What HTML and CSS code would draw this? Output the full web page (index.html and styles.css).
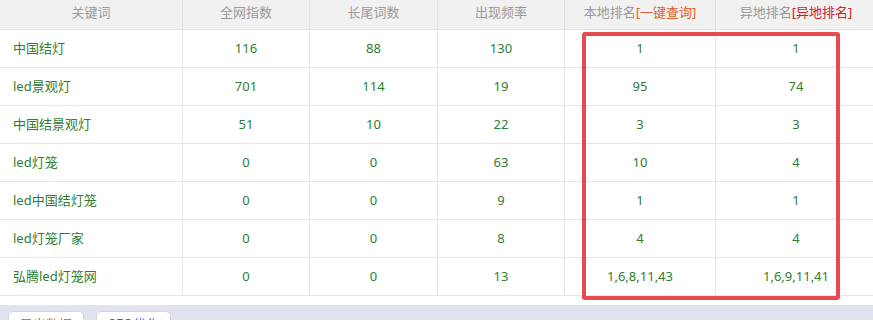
FILE: index.html
```html
<!DOCTYPE html>
<html lang="zh">
<head>
<meta charset="utf-8">
<link rel="stylesheet" href="styles.css">
</head>
<body>
<div class="wrap">
  <table class="kw">
    <colgroup>
      <col class="c1"><col class="c2"><col class="c3"><col class="c4"><col class="c5"><col class="c6">
    </colgroup>
    <thead>
      <tr>
        <th>关键词</th>
        <th>全网指数</th>
        <th>长尾词数</th>
        <th>出现频率</th>
        <th>本地排名<span class="q1">[一键查询]</span></th>
        <th>异地排名<span class="q2">[异地排名]</span></th>
      </tr>
    </thead>
    <tbody>
      <tr><td class="name">中国结灯</td><td>116</td><td>88</td><td>130</td><td>1</td><td>1</td></tr>
      <tr><td class="name">led景观灯</td><td>701</td><td>114</td><td>19</td><td>95</td><td>74</td></tr>
      <tr><td class="name">中国结景观灯</td><td>51</td><td>10</td><td>22</td><td>3</td><td>3</td></tr>
      <tr><td class="name">led灯笼</td><td>0</td><td>0</td><td>63</td><td>10</td><td>4</td></tr>
      <tr><td class="name">led中国结灯笼</td><td>0</td><td>0</td><td>9</td><td>1</td><td>1</td></tr>
      <tr><td class="name">led灯笼厂家</td><td>0</td><td>0</td><td>8</td><td>4</td><td>4</td></tr>
      <tr><td class="name">弘腾led灯笼网</td><td>0</td><td>0</td><td>13</td><td>1,6,8,11,43</td><td>1,6,9,11,41</td></tr>
    </tbody>
  </table>
  <div class="mark"></div>
</div>
<div class="bar">
  <button class="btn orange">导出数据</button>
  <button class="btn blue">SEO优化</button>
</div>
</body>
</html>
```

FILE: styles.css
```css
html, body {
  margin: 0;
  padding: 0;
  background: #ffffff;
  overflow: hidden;
}
body {
  font-family: "Noto Sans", "Noto Sans CJK SC", sans-serif;
  font-size: 13px;
  width: 873px;
  height: 320px;
}
.wrap {
  position: relative;
  width: 877px;
}
.kw {
  width: 877px;
  table-layout: fixed;
  border-collapse: separate;
  border-spacing: 0;
}
.c1 { width: 183px; }
.c2 { width: 127px; }
.c3 { width: 128px; }
.c4 { width: 127px; }
.c5 { width: 151px; }
.c6 { width: 161px; }
.kw th {
  background: #f1f1f1;
  color: #9a9a9a;
  font-weight: normal;
  line-height: 25px;
  padding: 0 0 4px 0;
  border-right: 1px solid #e3e3e3;
  border-bottom: 1px solid #e3e3e3;
  text-align: center;
  white-space: nowrap;
}
.kw td {
  color: #2f7d32;
  line-height: 37px;
  padding: 0;
  border-right: 1px solid #e6e6e6;
  border-bottom: 1px solid #e6e6e6;
  text-align: center;
  white-space: nowrap;
}
.kw td.name {
  text-align: left;
  padding-left: 13px;
}
.q1 { color: #e0622a; }
.q2 { color: #d4202a; }
.mark {
  position: absolute;
  left: 582px;
  top: 32px;
  width: 250px;
  height: 260px;
  border: 4px solid #e54b4f;
  border-radius: 3px;
}
.bar {
  margin-top: 9px;
  background: #dfe3ee;
  height: 20px;
  padding: 6px 0 0 8px;
  display: flex;
  gap: 12px;
}
.btn {
  width: 76px;
  height: 26px;
  background: #ffffff;
  border: 1px solid #cfd4de;
  border-radius: 5px;
  font-family: "Noto Sans CJK SC", sans-serif;
  font-size: 13px;
  padding: 0;
  line-height: 24px;
}
.btn.orange { color: #d9531e; }
.btn.blue { color: #2a6ebb; width: 75px; }
```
============================================================
» **Directions**: Copy out all of the data word for word. Do not carry over any picture.

» **Task solution**:
What HTML and CSS code would draw this? Output the full web page (index.html and styles.css).
FILE: index.html
```html
<!DOCTYPE html>
<html lang="zh">
<head>
<meta charset="utf-8">
<link rel="stylesheet" href="styles.css">
</head>
<body>
<div class="wrap">
  <table class="kw">
    <colgroup>
      <col class="c1"><col class="c2"><col class="c3"><col class="c4"><col class="c5"><col class="c6">
    </colgroup>
    <thead>
      <tr>
        <th>关键词</th>
        <th>全网指数</th>
        <th>长尾词数</th>
        <th>出现频率</th>
        <th>本地排名<span class="q1">[一键查询]</span></th>
        <th>异地排名<span class="q2">[异地排名]</span></th>
      </tr>
    </thead>
    <tbody>
      <tr><td class="name">中国结灯</td><td>116</td><td>88</td><td>130</td><td>1</td><td>1</td></tr>
      <tr><td class="name">led景观灯</td><td>701</td><td>114</td><td>19</td><td>95</td><td>74</td></tr>
      <tr><td class="name">中国结景观灯</td><td>51</td><td>10</td><td>22</td><td>3</td><td>3</td></tr>
      <tr><td class="name">led灯笼</td><td>0</td><td>0</td><td>63</td><td>10</td><td>4</td></tr>
      <tr><td class="name">led中国结灯笼</td><td>0</td><td>0</td><td>9</td><td>1</td><td>1</td></tr>
      <tr><td class="name">led灯笼厂家</td><td>0</td><td>0</td><td>8</td><td>4</td><td>4</td></tr>
      <tr><td class="name">弘腾led灯笼网</td><td>0</td><td>0</td><td>13</td><td>1,6,8,11,43</td><td>1,6,9,11,41</td></tr>
    </tbody>
  </table>
  <div class="mark"></div>
</div>
<div class="bar">
  <button class="btn orange">导出数据</button>
  <button class="btn blue">SEO优化</button>
</div>
</body>
</html>
```

FILE: styles.css
```css
html, body {
  margin: 0;
  padding: 0;
  background: #ffffff;
  overflow: hidden;
}
body {
  font-family: "Noto Sans", "Noto Sans CJK SC", sans-serif;
  font-size: 13px;
  width: 873px;
  height: 320px;
}
.wrap {
  position: relative;
  width: 877px;
}
.kw {
  width: 877px;
  table-layout: fixed;
  border-collapse: separate;
  border-spacing: 0;
}
.c1 { width: 183px; }
.c2 { width: 127px; }
.c3 { width: 128px; }
.c4 { width: 127px; }
.c5 { width: 151px; }
.c6 { width: 161px; }
.kw th {
  background: #f1f1f1;
  color: #9a9a9a;
  font-weight: normal;
  line-height: 25px;
  padding: 0 0 4px 0;
  border-right: 1px solid #e3e3e3;
  border-bottom: 1px solid #e3e3e3;
  text-align: center;
  white-space: nowrap;
}
.kw td {
  color: #2f7d32;
  line-height: 37px;
  padding: 0;
  border-right: 1px solid #e6e6e6;
  border-bottom: 1px solid #e6e6e6;
  text-align: center;
  white-space: nowrap;
}
.kw td.name {
  text-align: left;
  padding-left: 13px;
}
.q1 { color: #e0622a; }
.q2 { color: #d4202a; }
.mark {
  position: absolute;
  left: 582px;
  top: 32px;
  width: 250px;
  height: 260px;
  border: 4px solid #e54b4f;
  border-radius: 3px;
}
.bar {
  margin-top: 9px;
  background: #dfe3ee;
  height: 20px;
  padding: 6px 0 0 8px;
  display: flex;
  gap: 12px;
}
.btn {
  width: 76px;
  height: 26px;
  background: #ffffff;
  border: 1px solid #cfd4de;
  border-radius: 5px;
  font-family: "Noto Sans CJK SC", sans-serif;
  font-size: 13px;
  padding: 0;
  line-height: 24px;
}
.btn.orange { color: #d9531e; }
.btn.blue { color: #2a6ebb; width: 75px; }
```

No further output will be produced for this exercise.